-- begin --

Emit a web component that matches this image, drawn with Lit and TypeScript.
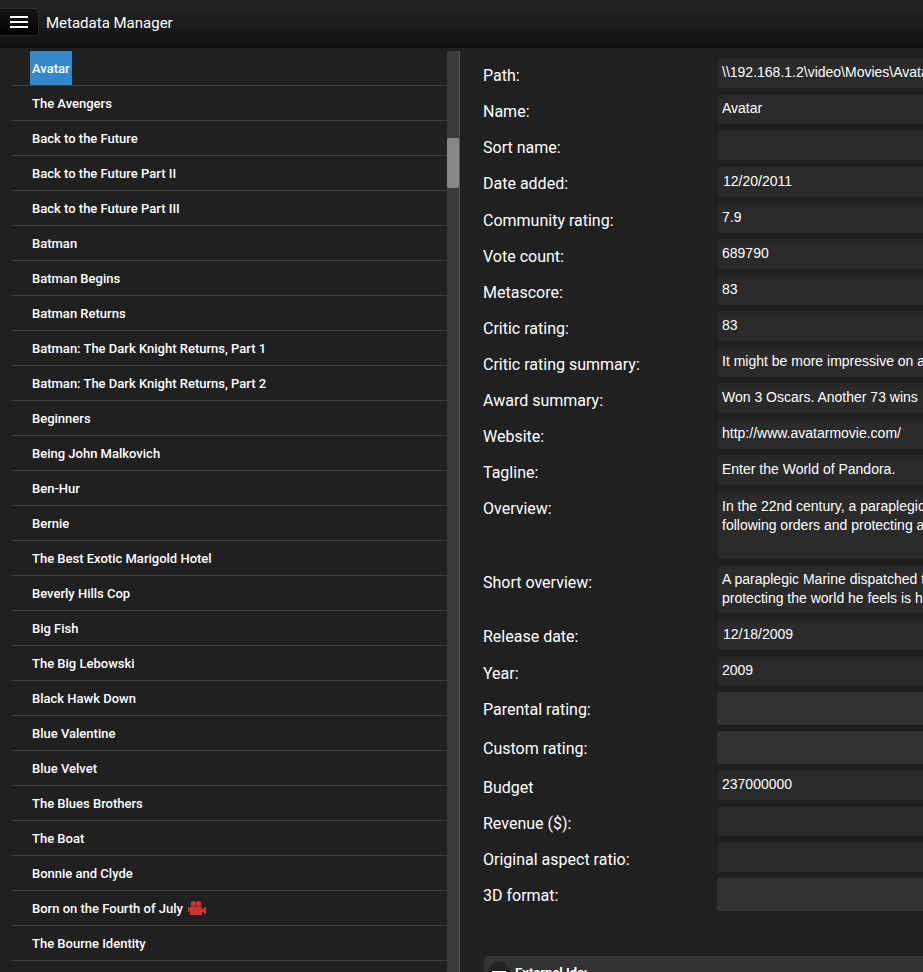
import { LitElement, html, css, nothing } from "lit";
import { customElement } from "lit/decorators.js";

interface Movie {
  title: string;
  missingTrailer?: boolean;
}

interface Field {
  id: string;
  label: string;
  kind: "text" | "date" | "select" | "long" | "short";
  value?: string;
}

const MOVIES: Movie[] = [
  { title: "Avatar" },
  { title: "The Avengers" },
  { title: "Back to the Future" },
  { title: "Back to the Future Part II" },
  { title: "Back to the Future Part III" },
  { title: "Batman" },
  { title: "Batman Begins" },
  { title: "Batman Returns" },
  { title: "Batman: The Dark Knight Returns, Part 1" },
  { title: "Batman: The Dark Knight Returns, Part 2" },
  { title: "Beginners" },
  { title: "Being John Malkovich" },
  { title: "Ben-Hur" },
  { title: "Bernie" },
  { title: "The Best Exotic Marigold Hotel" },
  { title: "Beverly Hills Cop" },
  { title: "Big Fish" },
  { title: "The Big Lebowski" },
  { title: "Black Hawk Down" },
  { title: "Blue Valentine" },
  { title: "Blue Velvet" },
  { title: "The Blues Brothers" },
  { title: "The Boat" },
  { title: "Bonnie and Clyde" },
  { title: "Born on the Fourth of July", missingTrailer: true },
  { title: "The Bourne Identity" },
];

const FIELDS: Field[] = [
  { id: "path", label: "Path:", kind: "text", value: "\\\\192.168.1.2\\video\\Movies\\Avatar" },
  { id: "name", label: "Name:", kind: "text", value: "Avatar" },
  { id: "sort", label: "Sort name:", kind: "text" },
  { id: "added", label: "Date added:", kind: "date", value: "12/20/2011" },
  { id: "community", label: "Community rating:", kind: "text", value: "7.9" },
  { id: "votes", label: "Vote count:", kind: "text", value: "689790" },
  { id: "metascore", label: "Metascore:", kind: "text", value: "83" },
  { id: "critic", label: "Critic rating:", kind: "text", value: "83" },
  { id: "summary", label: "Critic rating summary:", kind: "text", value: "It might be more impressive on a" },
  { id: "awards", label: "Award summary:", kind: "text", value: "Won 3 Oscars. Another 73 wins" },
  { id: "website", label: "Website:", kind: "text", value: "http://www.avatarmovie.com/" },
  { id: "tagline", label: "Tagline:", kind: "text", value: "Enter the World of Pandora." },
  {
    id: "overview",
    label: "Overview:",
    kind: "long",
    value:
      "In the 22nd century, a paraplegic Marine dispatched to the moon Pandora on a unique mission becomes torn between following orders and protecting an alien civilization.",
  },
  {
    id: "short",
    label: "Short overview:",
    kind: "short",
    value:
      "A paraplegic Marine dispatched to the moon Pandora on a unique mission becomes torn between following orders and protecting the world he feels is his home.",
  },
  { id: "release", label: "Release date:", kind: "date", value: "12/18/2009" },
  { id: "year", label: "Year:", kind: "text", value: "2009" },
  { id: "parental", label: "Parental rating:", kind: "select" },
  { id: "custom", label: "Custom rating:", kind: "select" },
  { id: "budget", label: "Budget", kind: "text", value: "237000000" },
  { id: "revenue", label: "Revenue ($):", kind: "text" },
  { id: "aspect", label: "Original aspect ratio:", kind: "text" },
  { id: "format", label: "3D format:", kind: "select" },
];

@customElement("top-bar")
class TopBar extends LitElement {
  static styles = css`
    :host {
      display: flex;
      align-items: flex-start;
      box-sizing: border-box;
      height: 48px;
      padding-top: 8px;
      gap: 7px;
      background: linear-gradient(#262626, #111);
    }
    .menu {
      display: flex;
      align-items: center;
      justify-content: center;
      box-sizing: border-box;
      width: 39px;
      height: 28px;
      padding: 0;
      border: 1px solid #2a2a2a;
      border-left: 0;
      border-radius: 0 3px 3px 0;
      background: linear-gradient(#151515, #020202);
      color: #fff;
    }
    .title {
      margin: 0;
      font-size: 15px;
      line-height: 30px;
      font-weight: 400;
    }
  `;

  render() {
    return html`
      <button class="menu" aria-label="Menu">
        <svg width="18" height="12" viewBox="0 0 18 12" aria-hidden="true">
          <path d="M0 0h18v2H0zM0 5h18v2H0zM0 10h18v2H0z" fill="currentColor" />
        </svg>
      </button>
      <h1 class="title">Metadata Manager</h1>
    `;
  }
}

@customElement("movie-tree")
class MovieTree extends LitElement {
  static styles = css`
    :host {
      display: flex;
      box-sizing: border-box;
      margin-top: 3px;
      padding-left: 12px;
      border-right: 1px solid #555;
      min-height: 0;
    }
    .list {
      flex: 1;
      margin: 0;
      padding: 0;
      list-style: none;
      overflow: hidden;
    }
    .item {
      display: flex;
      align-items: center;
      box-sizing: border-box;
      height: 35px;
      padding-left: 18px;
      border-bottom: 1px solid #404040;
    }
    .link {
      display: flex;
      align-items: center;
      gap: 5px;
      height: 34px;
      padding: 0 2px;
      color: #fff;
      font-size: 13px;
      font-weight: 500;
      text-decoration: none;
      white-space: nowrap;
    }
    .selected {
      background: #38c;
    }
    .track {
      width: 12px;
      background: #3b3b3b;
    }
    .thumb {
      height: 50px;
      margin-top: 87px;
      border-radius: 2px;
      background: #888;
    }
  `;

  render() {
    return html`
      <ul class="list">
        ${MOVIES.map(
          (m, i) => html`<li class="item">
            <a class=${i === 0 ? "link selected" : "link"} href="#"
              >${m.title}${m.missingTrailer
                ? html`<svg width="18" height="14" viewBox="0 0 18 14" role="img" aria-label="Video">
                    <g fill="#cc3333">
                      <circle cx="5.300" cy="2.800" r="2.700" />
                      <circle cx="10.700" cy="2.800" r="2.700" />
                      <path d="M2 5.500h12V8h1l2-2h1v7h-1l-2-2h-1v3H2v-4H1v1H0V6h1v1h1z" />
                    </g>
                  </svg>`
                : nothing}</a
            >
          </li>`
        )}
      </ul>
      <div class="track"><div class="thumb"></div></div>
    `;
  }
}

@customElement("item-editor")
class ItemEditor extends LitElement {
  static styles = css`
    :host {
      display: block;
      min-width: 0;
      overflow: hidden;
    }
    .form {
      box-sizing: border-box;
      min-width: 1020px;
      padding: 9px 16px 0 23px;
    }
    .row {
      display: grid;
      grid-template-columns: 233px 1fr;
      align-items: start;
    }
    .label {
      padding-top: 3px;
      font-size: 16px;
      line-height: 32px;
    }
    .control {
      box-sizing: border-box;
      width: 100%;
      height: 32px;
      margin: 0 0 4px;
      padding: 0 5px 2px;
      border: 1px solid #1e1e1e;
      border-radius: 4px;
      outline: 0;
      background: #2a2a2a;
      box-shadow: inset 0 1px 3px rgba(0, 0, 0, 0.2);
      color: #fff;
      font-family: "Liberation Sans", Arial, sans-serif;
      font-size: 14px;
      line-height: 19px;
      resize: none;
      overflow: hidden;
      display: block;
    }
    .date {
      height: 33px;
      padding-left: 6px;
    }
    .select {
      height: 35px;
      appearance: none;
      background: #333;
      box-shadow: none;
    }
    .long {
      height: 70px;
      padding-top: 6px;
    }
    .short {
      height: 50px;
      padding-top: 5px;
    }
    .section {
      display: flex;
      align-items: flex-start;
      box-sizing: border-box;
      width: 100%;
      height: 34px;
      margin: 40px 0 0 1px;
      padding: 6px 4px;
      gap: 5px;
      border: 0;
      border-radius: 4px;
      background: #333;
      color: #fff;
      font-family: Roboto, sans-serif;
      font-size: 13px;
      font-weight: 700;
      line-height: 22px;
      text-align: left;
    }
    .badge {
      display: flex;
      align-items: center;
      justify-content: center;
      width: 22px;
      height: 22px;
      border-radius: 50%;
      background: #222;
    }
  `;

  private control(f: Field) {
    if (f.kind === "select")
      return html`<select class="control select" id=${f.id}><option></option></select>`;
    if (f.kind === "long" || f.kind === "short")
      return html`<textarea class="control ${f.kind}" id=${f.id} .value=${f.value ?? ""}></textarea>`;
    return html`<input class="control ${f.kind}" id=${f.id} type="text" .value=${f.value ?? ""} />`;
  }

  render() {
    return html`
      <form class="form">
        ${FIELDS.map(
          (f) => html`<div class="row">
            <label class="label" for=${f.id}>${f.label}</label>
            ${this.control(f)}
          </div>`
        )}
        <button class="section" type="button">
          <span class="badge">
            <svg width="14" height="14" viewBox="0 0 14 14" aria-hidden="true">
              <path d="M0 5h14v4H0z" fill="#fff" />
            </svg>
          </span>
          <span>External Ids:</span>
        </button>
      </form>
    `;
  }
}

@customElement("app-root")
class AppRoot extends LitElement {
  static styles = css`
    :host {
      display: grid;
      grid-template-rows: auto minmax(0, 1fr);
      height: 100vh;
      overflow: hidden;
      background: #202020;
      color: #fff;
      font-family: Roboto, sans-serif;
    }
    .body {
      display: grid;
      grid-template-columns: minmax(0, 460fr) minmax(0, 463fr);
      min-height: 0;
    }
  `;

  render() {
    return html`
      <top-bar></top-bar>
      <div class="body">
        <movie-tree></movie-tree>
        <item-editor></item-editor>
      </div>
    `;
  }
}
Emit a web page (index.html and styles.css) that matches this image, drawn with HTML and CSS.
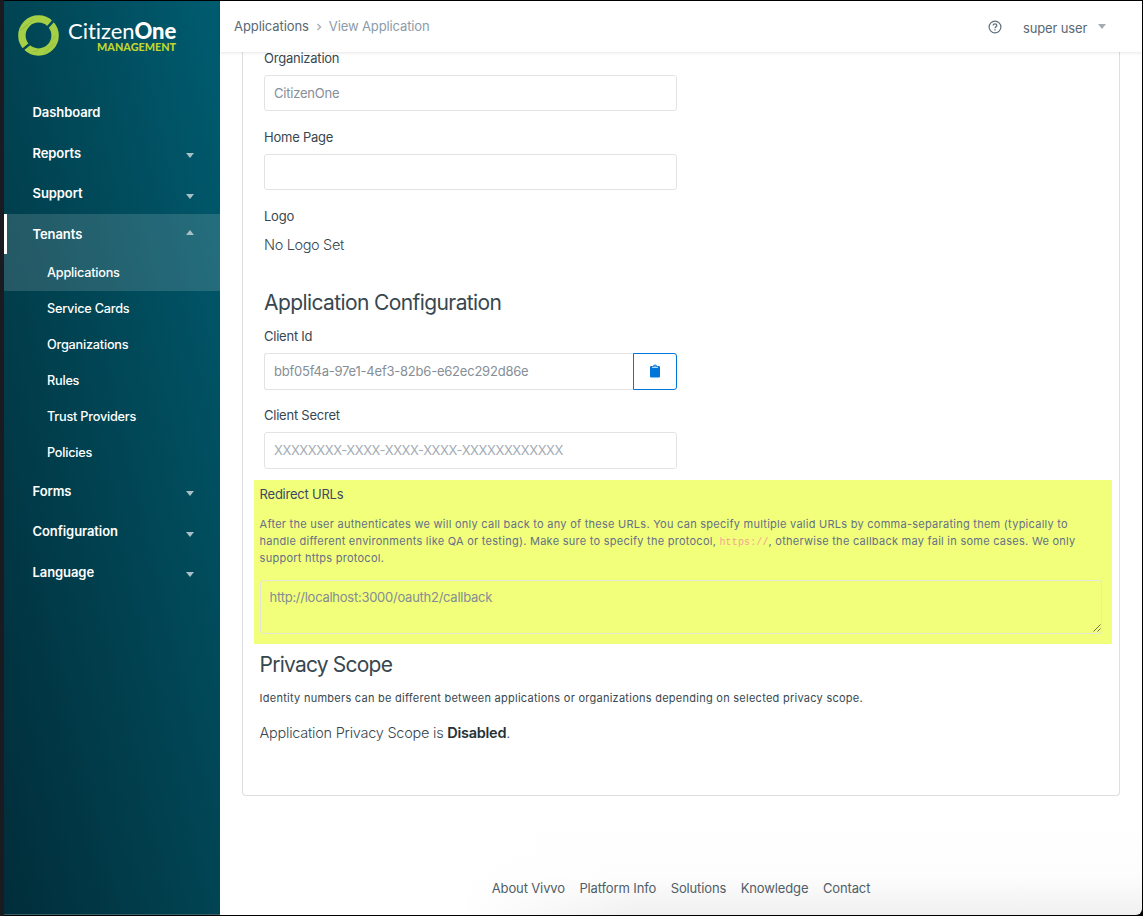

-- end --

Copy every line in the records above that contains the word "Emit".

▶ _Correct result_:
Emit a web component that matches this image, drawn with Lit and TypeScript.
Emit a web page (index.html and styles.css) that matches this image, drawn with HTML and CSS.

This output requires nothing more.